Sinopec has in recent months sought more flexible terms for the project’s domestic marketing share but Colombo has not budged.
Sri Lanka’s only existing refinery, the 38,000 bpd Sapugaskanda plant commissioned in 1969, supplies less than 30 per cent of its fuel needs.
Minister Kanchana told Reuters he expects Sinopec to sign an investment agreement by June.
China and India are increasingly vying for influence in Sri Lanka.
In 2022, India funnelled in about $4-billion of assistance during Sri Lanka’s worst financial crisis in decades.
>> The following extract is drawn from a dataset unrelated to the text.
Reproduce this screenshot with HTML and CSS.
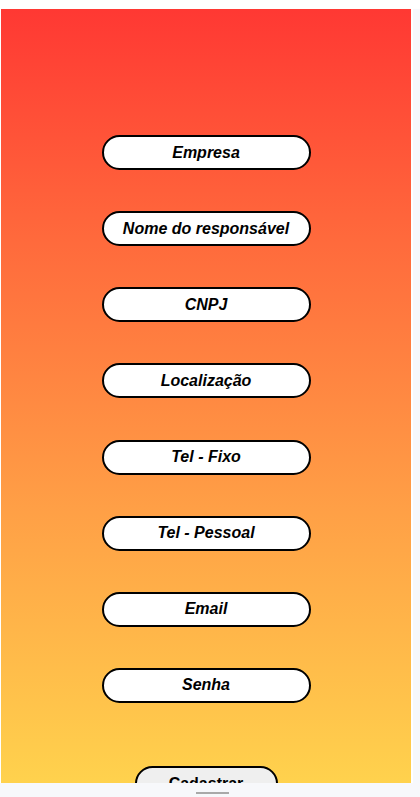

Since last year, New Delhi has proposed various energy “connectivity” projects including a $1.2-billion subsea power line and a fuel pipeline linking India with Sri Lanka’s Trincomalee port on the east coast, Sri Lanka Power and Energy Ministry Secretary Sulakshana Jayawardena said in late February.
India is also deepening its involvement in Sri Lanka’s power sector with solar projects and grid connectivity.
“Their dependency on China is not there in energy supplies,” said an Indian official directly aware of the pipeline discussions, declining to be identified because he is not authorized to speak with media on the subject.
“That is a sector where we have a significant stake. That will increase with the pipeline,” the Indian official said, adding that there has been significant progress on discussions for the multi-product pipeline, with the two sides seeking to formalize the arrangement “as soon as possible.”
China is a comparative latecomer to Sri Lanka but has since 2010 plowed $6.7-billion into building the Hambantota port, highways and the country’s only coal power plant in Norochcholai.
At Hambantota, state-owned China Merchants Group owns 85 per cent of port operator Hambantota International Port Group under a 99-year lease and earlier this year agreed a $392-million deal to build a logistics and storage hub in Colombo port under Beijing’s sprawling Belt & Road Initiative.
Last September, Sinopec started a fuel import and distribution business in Sri Lanka with 150 petrol stations, sourcing fuel mostly from Singapore, which Colombo expected to save the government about $500-million in foreign exchange over the next two years.